The Alliance Defending Freedom is challenging an Oregon Board of Licensed Professional Counselors and Therapists decision to fine counselor Frank Canepa $89,636 for his refusal to provide personal affirmation of same-sex relationships. The case is now pending before the Oregon Court of Appeals and comes weeks after the Supreme Court invalidated a comparable Colorado law on First Amendment grounds.

Canepa had worked with his client for more than two and a half years without disclosing his personal views on same-sex relationships during at least 44 previous sessions where the topic arose. In one session, the client pressed him for 20 minutes to personally bless her same-sex relationship. Canepa eventually explained that he could not provide the personal affirmation she requested because of his Catholic faith.
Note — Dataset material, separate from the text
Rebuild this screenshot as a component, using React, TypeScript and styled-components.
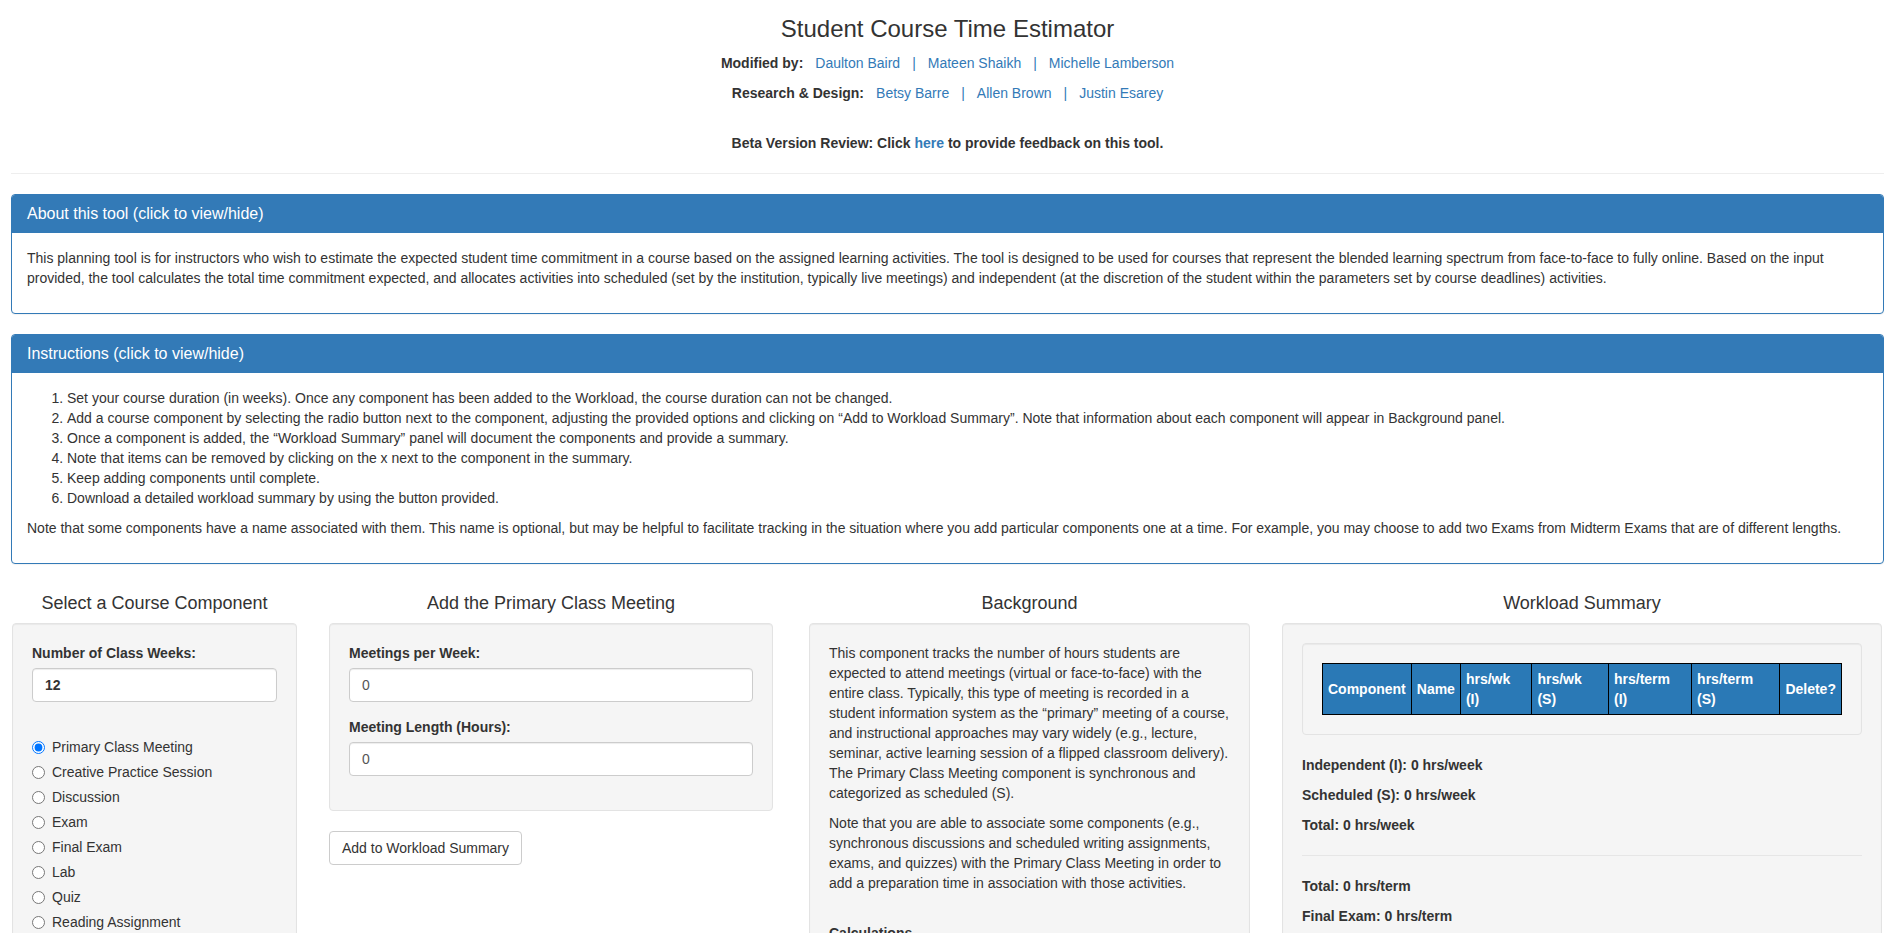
import React from "react";
import styled, { createGlobalStyle } from "styled-components";

const GlobalStyle = createGlobalStyle`
  html, body {
    margin: 0;
    padding: 0;
    background: #fff;
  }
  body {
    font-family: "Liberation Sans", Arial, Helvetica, sans-serif;
    font-size: 14px;
    line-height: 20px;
    color: #333;
  }
  * { box-sizing: border-box; }
  ::-webkit-scrollbar { width: 0; height: 0; display: none; }
`;

const Page = styled.div`
  padding: 0 11px;
`;

const Title = styled.h3`
  margin: 16px 0 11px;
  font-size: 24px;
  font-weight: 400;
  line-height: 1.1;
  text-align: center;
  color: #333;
`;

const CreditLine = styled.div`
  display: flex;
  justify-content: center;
  align-items: center;
  column-gap: 12px;
  line-height: 20px;
  margin-bottom: 10px;
`;

const CreditLabel = styled.span`
  font-weight: 700;
`;

const Link = styled.a`
  color: #337ab7;
  text-decoration: none;
`;

const Sep = styled.span`
  color: #337ab7;
`;

const Notice = styled.div`
  margin-top: 30px;
  text-align: center;
  font-weight: 700;
  line-height: 20px;
`;

const Rule = styled.hr`
  margin: 20px 0;
  border: 0;
  border-top: 1px solid #eee;
`;

const Panel = styled.section`
  border: 1px solid #337ab7;
  border-radius: 4px;
  margin-bottom: 20px;
  background: #fff;
  box-shadow: 0 1px 1px rgba(0, 0, 0, 0.05);
`;

const PanelHeading = styled.div`
  background: #337ab7;
  color: #fff;
  padding: 10px 15px;
  border-radius: 3px 3px 0 0;
  font-size: 16px;
  line-height: 1.1;
`;

const PanelBody = styled.div`
  padding: 15px;
`;

const Para = styled.p`
  margin: 0 0 10px;
`;

const List = styled.ol`
  margin: 0 0 10px;
  padding-left: 40px;
`;

const Columns = styled.div`
  display: grid;
  grid-template-columns: 285px 444px 445px 600px;
  column-gap: 32px;
  padding-left: 1px;
  align-items: start;
`;

const Column = styled.div<{ $shift?: number }>`
  display: flex;
  flex-direction: column;
  align-items: stretch;
  margin-left: ${(p) => p.$shift ?? 0}px;
`;

const ColumnTitle = styled.h4`
  margin: 10px 0;
  font-size: 18px;
  font-weight: 400;
  line-height: 1.1;
  text-align: center;
  color: #333;
`;

const Well = styled.div`
  background: #f5f5f5;
  border: 1px solid #e3e3e3;
  border-radius: 4px;
  padding: 19px;
  margin-bottom: 20px;
  box-shadow: inset 0 1px 1px rgba(0, 0, 0, 0.05);
  min-height: 20px;
`;

const FormGroup = styled.div`
  margin-bottom: 15px;
`;

const Label = styled.label`
  display: block;
  font-weight: 700;
  margin-bottom: 5px;
`;

const TextInput = styled.input<{ $strong?: boolean }>`
  display: block;
  width: 100%;
  height: 34px;
  padding: 6px 12px;
  font-family: inherit;
  font-size: 14px;
  line-height: 20px;
  color: ${(p) => (p.$strong ? "#333" : "#555")};
  font-weight: ${(p) => (p.$strong ? 700 : 400)};
  background: #fff;
  border: 1px solid #ccc;
  border-radius: 4px;
  box-shadow: inset 0 1px 1px rgba(0, 0, 0, 0.075);
  outline: none;
`;

const RadioGroup = styled.div`
  display: flex;
  flex-direction: column;
  row-gap: 5px;
  margin-top: 35px;
`;

const RadioLabel = styled.label`
  display: flex;
  align-items: center;
  min-height: 20px;
  line-height: 20px;
  cursor: pointer;
`;

const Radio = styled.input`
  width: 13px;
  height: 13px;
  margin: 0 7px 0 0;
  flex: none;
`;

const ButtonRow = styled.div`
  display: flex;
`;

const Button = styled.button`
  font-family: inherit;
  font-size: 14px;
  line-height: 20px;
  padding: 6px 12px;
  color: #333;
  background: #fff;
  border: 1px solid #ccc;
  border-radius: 4px;
  cursor: pointer;
`;

const BgText = styled.p`
  margin: 0 0 10px;
`;

const SubHead = styled.div`
  margin-top: 30px;
  font-weight: 700;
`;

const Table = styled.table`
  width: 100%;
  border-collapse: collapse;
`;

const Th = styled.th`
  background: #2a79b6;
  color: #fff;
  font-weight: 700;
  text-align: left;
  vertical-align: middle;
  padding: 5px;
  border: 1px solid #000;
  line-height: 20px;
`;

const SummaryLine = styled.p`
  margin: 0 0 10px;
  font-weight: 700;
`;

const SummaryRule = styled.hr`
  margin: 20px 0;
  border: 0;
  border-top: 1px solid #e6e6e6;
`;

const components = [
  "Primary Class Meeting",
  "Creative Practice Session",
  "Discussion",
  "Exam",
  "Final Exam",
  "Lab",
  "Quiz",
  "Reading Assignment",
  "Writing Assignment",
  "Other",
];

const instructions = [
  "Set your course duration (in weeks). Once any component has been added to the Workload, the course duration can not be changed.",
  "Add a course component by selecting the radio button next to the component, adjusting the provided options and clicking on \u201CAdd to Workload Summary\u201D. Note that information about each component will appear in Background panel.",
  "Once a component is added, the \u201CWorkload Summary\u201D panel will document the components and provide a summary.",
  "Note that items can be removed by clicking on the x next to the component in the summary.",
  "Keep adding components until complete.",
  "Download a detailed workload summary by using the button provided.",
];

const headers = ["Component", "Name", "hrs/wk (I)", "hrs/wk (S)", "hrs/term (I)", "hrs/term (S)", "Delete?"];

export default function App() {
  return (
    <>
      <GlobalStyle />
      <Page>
        <Title>Student Course Time Estimator</Title>
        <CreditLine>
          <CreditLabel>Modified by:</CreditLabel>
          <Link href="#">Daulton Baird</Link>
          <Sep>|</Sep>
          <Link href="#">Mateen Shaikh</Link>
          <Sep>|</Sep>
          <Link href="#">Michelle Lamberson</Link>
        </CreditLine>
        <CreditLine>
          <CreditLabel>Research &amp; Design:</CreditLabel>
          <Link href="#">Betsy Barre</Link>
          <Sep>|</Sep>
          <Link href="#">Allen Brown</Link>
          <Sep>|</Sep>
          <Link href="#">Justin Esarey</Link>
        </CreditLine>
        <Notice>
          Beta Version Review: Click <Link href="#">here</Link> to provide feedback on this tool.
        </Notice>
        <Rule />

        <Panel>
          <PanelHeading>About this tool (click to view/hide)</PanelHeading>
          <PanelBody>
            <Para>
              This planning tool is for instructors who wish to estimate the expected student time commitment in a
              course based on the assigned learning activities. The tool is designed to be used for courses that
              represent the blended learning spectrum from face-to-face to fully online. Based on the input provided,
              the tool calculates the total time commitment expected, and allocates activities into scheduled (set by
              the institution, typically live meetings) and independent (at the discretion of the student within the
              parameters set by course deadlines) activities.
            </Para>
          </PanelBody>
        </Panel>

        <Panel>
          <PanelHeading>Instructions (click to view/hide)</PanelHeading>
          <PanelBody>
            <List>
              {instructions.map((t) => (
                <li key={t}>{t}</li>
              ))}
            </List>
            <Para>
              Note that some components have a name associated with them. This name is optional, but may be helpful to
              facilitate tracking in the situation where you add particular components one at a time. For example, you
              may choose to add two Exams from Midterm Exams that are of different lengths.
            </Para>
          </PanelBody>
        </Panel>

        <Columns>
          <Column>
            <ColumnTitle>Select a Course Component</ColumnTitle>
            <Well>
              <FormGroup>
                <Label>Number of Class Weeks:</Label>
                <TextInput $strong defaultValue="12" />
              </FormGroup>
              <RadioGroup>
                {components.map((c, i) => (
                  <RadioLabel key={c}>
                    <Radio type="radio" name="component" defaultChecked={i === 0} />
                    {c}
                  </RadioLabel>
                ))}
              </RadioGroup>
            </Well>
          </Column>

          <Column>
            <ColumnTitle>Add the Primary Class Meeting</ColumnTitle>
            <Well>
              <FormGroup>
                <Label>Meetings per Week:</Label>
                <TextInput defaultValue="0" />
              </FormGroup>
              <FormGroup>
                <Label>Meeting Length (Hours):</Label>
                <TextInput defaultValue="0" />
              </FormGroup>
            </Well>
            <ButtonRow>
              <Button type="button">Add to Workload Summary</Button>
            </ButtonRow>
          </Column>

          <Column $shift={4}>
            <ColumnTitle>Background</ColumnTitle>
            <Well>
              <BgText>
                This component tracks the number of hours students are expected to attend meetings (virtual or
                face-to-face) with the entire class. Typically, this type of meeting is recorded in a student
                information system as the {"\u201C"}primary{"\u201D"} meeting of a course, and instructional approaches
                may vary widely (e.g., lecture, seminar, active learning session of a flipped classroom delivery). The
                Primary Class Meeting component is synchronous and categorized as scheduled (S).
              </BgText>
              <BgText>
                Note that you are able to associate some components (e.g., synchronous discussions and scheduled writing
                assignments, exams, and quizzes) with the Primary Class Meeting in order to add a preparation time in
                association with those activities.
              </BgText>
              <SubHead>Calculations</SubHead>
              <BgText>Scheduled (S) hours per week = Meetings per Week × Meeting Length (Hours)</BgText>
            </Well>
          </Column>

          <Column>
            <ColumnTitle>Workload Summary</ColumnTitle>
            <Well>
              <Well>
                <Table>
                  <thead>
                    <tr>
                      {headers.map((h) => (
                        <Th key={h}>{h}</Th>
                      ))}
                    </tr>
                  </thead>
                </Table>
              </Well>
              <SummaryLine>Independent (I): 0 hrs/week</SummaryLine>
              <SummaryLine>Scheduled (S): 0 hrs/week</SummaryLine>
              <SummaryLine>Total: 0 hrs/week</SummaryLine>
              <SummaryRule />
              <SummaryLine>Total: 0 hrs/term</SummaryLine>
              <SummaryLine>Final Exam: 0 hrs/term</SummaryLine>
            </Well>
          </Column>
        </Columns>
      </Page>
    </>
  );
}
The state board subsequently determined his response violated Oregon law and the American Counseling Association's Code of Ethics, ordering him to complete six hours of continuing education and pay the costs of his disciplinary hearing, totaling nearly $90,000.
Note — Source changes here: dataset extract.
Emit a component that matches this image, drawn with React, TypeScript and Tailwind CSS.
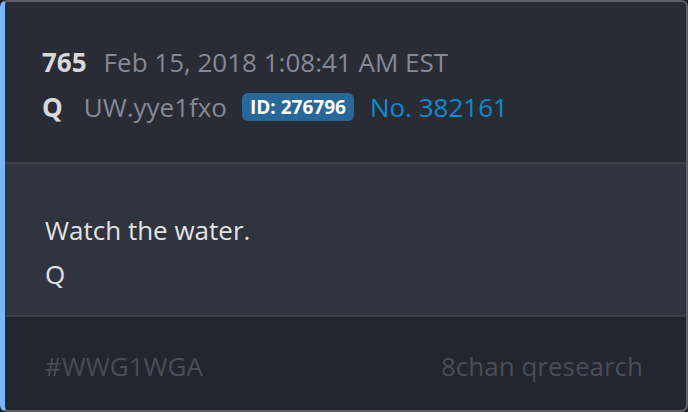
import React from 'react';

const font = { fontFamily: '"Open Sans", "Liberation Sans", sans-serif' };

export default function App() {
  return (
    <div className="w-[688px] h-[412px] bg-[#1d1f24]" style={font}>
      <div className="flex h-full flex-col overflow-hidden rounded-[7px] border-2 border-l-[5px] border-[#5d6068] border-l-[#79b6fc] bg-[#23262e]">
        {/* header */}
        <div className="flex h-[160px] flex-col justify-center gap-[9px] bg-[#292c35] pl-[37px] pt-[4px]">
          <div className="flex items-baseline text-[26px] leading-[36px]">
            <span className="font-bold text-[#d9d9db]">765</span>
            <span className="ml-[17px] text-[#868995]">Feb 15, 2018 1:08:41 AM EST</span>
          </div>
          <div className="flex items-center text-[26px] leading-[36px]">
            <span className="font-bold text-[#d9d9db]">Q</span>
            <span className="ml-[21px] text-[#868995]">UW.yye1fxo</span>
            <span className="ml-[15px] rounded-[6px] bg-[#27679a] px-[8px] text-[19px] leading-[28px] font-bold text-white">
              ID: 276796
            </span>
            <span className="ml-[16px] text-[#0c8bd0]">No. 382161</span>
          </div>
        </div>
        <div className="h-[2px] bg-[#3b3f48]" />
        {/* body */}
        <div className="flex h-[151px] flex-col bg-[#2f343e] pl-[40px] pt-[44px] text-[26px] leading-[44px] text-[#e2e2e4]">
          <span>Watch the water.</span>
          <span>Q</span>
        </div>
        <div className="h-[2px] bg-[#3b3f48]" />
        {/* footer */}
        <div className="flex flex-1 items-center justify-between pl-[40px] pr-[43px] pt-[6px] text-[26px] text-[#494d57]">
          <span>#WWG1WGA</span>
          <span>8chan qresearch</span>
        </div>
      </div>
    </div>
  );
}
ADF lawyer Jonathan Scruggs stated in response: "The government can't target counselors for their views and can't force people to say things that go against their core convictions. The Supreme Court recently took Colorado to task for censoring counselors and mandating orthodoxy in the counselor's office. Now, Oregon needs to learn the same First Amendment lesson."

The Supreme Court's decision in Chiles v. Salazar determined that constitutional speech protections "extend to licensed professional" counselors "much as they do everyone else." The court's 8-1 ruling, which included Justices Kagan and Sotomayor, found that Colorado's law operated as ideological discrimination rather than a genuine conversion therapy ban. Colorado's statute prohibited counselors from engaging in practices intended to change sexual orientation or gender identity, while simultaneously permitting and encouraging affirmation of gender transition and identity exploration. The court concluded that such a framework places "the state placing its thumb on the ideological scale of the therapeutic relationship" rather than regulating conduct neutrally.

Canepa's legal team argues that Oregon's punishment violates his First Amendment rights, including protections for speech within counseling conversations. The appeal challenges whether the state board can impose financial penalties based on a counselor's expressed viewpoint, particularly when the counselor had maintained professional boundaries throughout an extended therapeutic relationship.